In 1944, Feyder and Françoise Rosay published their mémoires, titled “Le cinéma: notre métier”; considering himself a craftsman of filmmaking, the topics he covered in the book include his creative independence and the recurrent themes in his films. With his early death in 1948 at age sixty-two, his career abruptly came to an end. Although he was one of the screen’s most adaptable and gifted film directors of his time, it remains to be seen if he had the possibility, as well as the opportunity, to create other masterpieces. His wife survived him for many decades: she passed away in France in 1974 at age eighty-two, and up until her death, she remained in the spotlights as a supporting actress. Occasionally, she appeared in English-language films, too, including William Dieterle’s “September Affair” (1950) with Joan Fontaine and Joseph Cotten, and Terence Young’s “That Lady” (1955) opposite Olivia de Havilland and Gilbert Roland.

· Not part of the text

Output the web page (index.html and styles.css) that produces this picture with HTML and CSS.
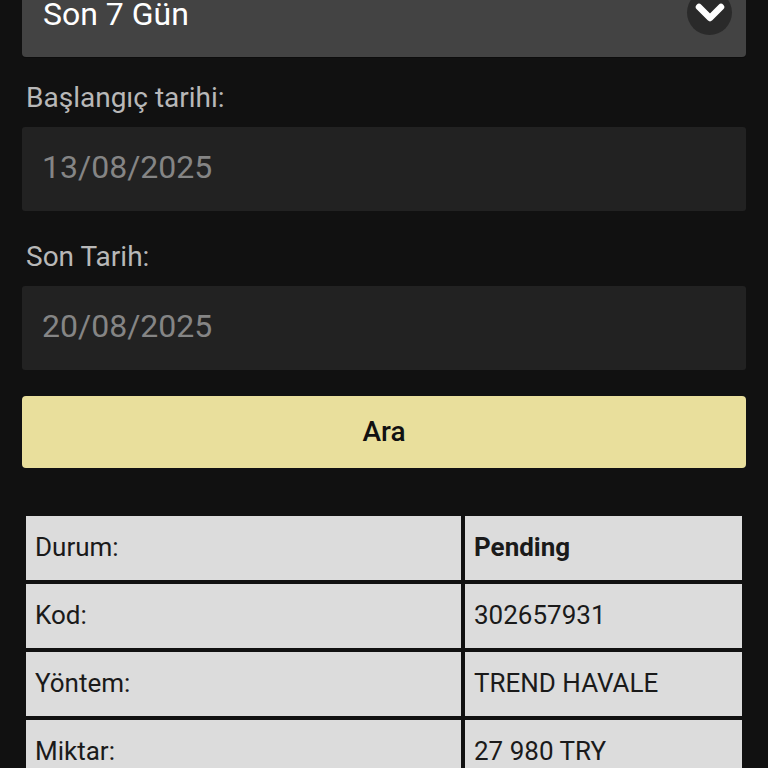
FILE: index.html
```html
<!DOCTYPE html>
<html lang="tr">
<head>
<meta charset="utf-8">
<title>Geçmiş</title>
<link rel="stylesheet" href="styles.css">
</head>
<body>
<div class="page">
  <div class="select">
    <span class="select-text">Son 7 Gün</span>
    <span class="select-arrow">
      <svg width="30" height="20" viewBox="0 0 30 20"><polyline points="4,4 15,15 26,4" fill="none" stroke="#ffffff" stroke-width="6.5" stroke-linecap="round" stroke-linejoin="round"/></svg>
    </span>
  </div>
  <div class="label label-first">Başlangıç tarihi:</div>
  <div class="input">13/08/2025</div>
  <div class="label">Son Tarih:</div>
  <div class="input">20/08/2025</div>
  <button class="btn">Ara</button>
  <table class="info">
    <tr><td class="key">Durum:</td><td class="val strong">Pending</td></tr>
    <tr><td class="key">Kod:</td><td class="val">302657931</td></tr>
    <tr><td class="key">Yöntem:</td><td class="val">TREND HAVALE</td></tr>
    <tr><td class="key">Miktar:</td><td class="val">27 980 TRY</td></tr>
  </table>
</div>
</body>
</html>
```
FILE: styles.css
```css
* { box-sizing: border-box; }
html, body { margin: 0; padding: 0; background: #111111; }
body { font-family: Roboto, "Liberation Sans", sans-serif; overflow: hidden; height: 768px; }
.page { padding: 0 22px; }
.select {
  margin-top: -27px;
  height: 84px;
  background: #434343;
  border-radius: 4px;
  display: flex;
  align-items: center;
  justify-content: space-between;
  padding: 0 14px 2px 21px;
  box-shadow: 0 1px 0 #0c0c0c;
}
.select-text { color: #ffffff; font-size: 32px; line-height: 38px; }
.select-arrow {
  width: 45px; height: 45px; border-radius: 50%;
  background: #2a2a2a;
  display: flex; align-items: center; justify-content: center;
  margin-bottom: 4px;
}
.select-arrow svg { display: block; margin-top: 2px; }
.label {
  color: #b8b8b8; font-size: 28px; line-height: 33px;
  padding: 29px 4px 13px;
}
.label-first { padding-top: 24px; }
.input {
  height: 84px; background: #222222; border-radius: 3px;
  color: #858585; font-size: 32px; line-height: 80px;
  padding: 0 20px 4px;
}
.btn {
  display: block; width: 100%; height: 72px; margin-top: 26px;
  background: #e9df9c; border: none; border-radius: 4px;
  font-family: Roboto, "Liberation Sans", sans-serif;
  font-size: 28px; font-weight: 500; color: #111111;
  padding: 0 0 2px;
}
.info {
  margin-top: 44px; width: 100%;
  border-collapse: separate; border-spacing: 4px;
  table-layout: fixed;
}
.info td {
  height: 64px; background: #dcdcdc; color: #1a1a1a;
  font-size: 26px; padding: 0 8px 2px 9px; vertical-align: middle;
}
.info td.key { width: 435px; }
.info td.val { width: 277px; }
.info td.strong { font-weight: 700; }
```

As far as Mr. Feyder is concerned, he is now nearly a forgotten, ignored, and overlooked film director, but there was a time when he was instrumental in putting his birthplace Elsene on the map—actually long before Audrey Hepburn, one of the most iconic screen stars ever, was born in May 1929 only a few blocks down the road, and many decades before Google Maps followed in their footsteps.

The plaque at 62, Lange-Haagstraat in Elsene, near Brussels, honoring Jacques Feyder as ‘un grand maître du cinéma,’ is a reminder that this is the exact spot where he was born in 1885. Now the location of an apartment building, here was Jacques Feyder’s birth house 130 years ago | Leo/Film Talk

Jacques Feyder and Françoise Rosay had three sons: Marc, Paul, and actor-producer Bernard Frédérix (1926-1999), who appeared on the screen as Bernard Farrel.